Sulla vicenda Hong Kong negli ultimi tempi si è visto di tutto, mi direte, finanche la National Basket Association per un tweet si è trovata in un brutto pasticcio che mette a repentaglio soldi sponsor e finanziamenti. Finanche un cartone animato, South park, si è ritrovato oggetto della censura cinese tant’è che gli autori storici hanno commentato ironicamente: “Queste sono scuse ufficiali alla Cina. Come l'Nba, diamo il benvenuto ai censori cinesi nelle nostre case e nei nostri cuori. Anche noi amiamo i soldi più della libertà”.

Perciò, a ben guardare tutti i grandi marchi internazionali si sono scusati o hanno comunque ceduto alle pressioni cinesi. Con lo stesso atteggiamento assunto dal big della tecnologia di Cupertino. Però sull’App Store cinese non è più possibile scaricare neanche quella di Quartz, cioè della rivista americana che in questi mesi è stata particolarmente attiva nel raccontare le proteste di Hong Kong. Così come era stata rimossa anche la bandiera di Taiwan, provincia ribelle e di cui Pechino non ha mai riconosciuto l’indipendenza del 1949, dal bouquet degli emoji disponibili a Hong Kong.

Think different? Gli affari sono affari, si suole dire, ma qui ci troviamo in un rapporto di forza inconsueto. È vero che la Cina da anni tende a boicottare le aziende che contraddicono la sua visione del mondo tanto da avere consolidato il metodo della rappresaglia economica. Ma il terreno su cui avvenivano le battaglie era quello politico mentre diplomazia e commercio erano le armi. Oggi la politica conta tanto quanto la legge civile, poco o niente rispetto ai grandi mercati. In questa storia lo stato USA conta meno dello stato Apple che però a sua volta conta meno dell’impero Cina il quale vanta un esercito di un miliardo di potenziali consumatori ben più di tutti gli Stati Uniti d’America messi insieme.

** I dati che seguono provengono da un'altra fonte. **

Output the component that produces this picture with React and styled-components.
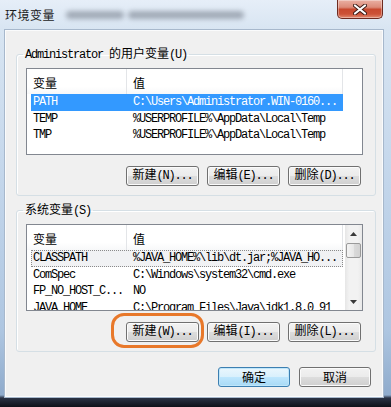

Basta capire le gerarchie. Sono i numeri a fornirci i maggiori indizi per capire quali siano le priorità nelle scelte e nelle strategie aziendali, oltre 1 miliardo di potenziali consumatori (in un mercato quasi vergine) rispetto a 250 milioni (in un mercato saturo e di sola sostituzione) sono un buon motivo, per Apple, per arrivare a più miti consigli.

Sarà per questo che Huawei, prima facendo spallucce agli ostacoli di Google (quest’ultima ha tolto la licenza d’uso di Android a Huawei) costruendosi il sistema operativo Harmony in casa, si è dimostrata indifferente anche al tema dazi e al blocco imposto da Trump? Huawei il mercato di sbocco ce l’ha in casa e con il benestare delle autorità. Per tutti quelli che vorranno prendere una fetta di mercato cinese, sappiate che sarà come andare al Bernabeu a giocare contro il grande Real.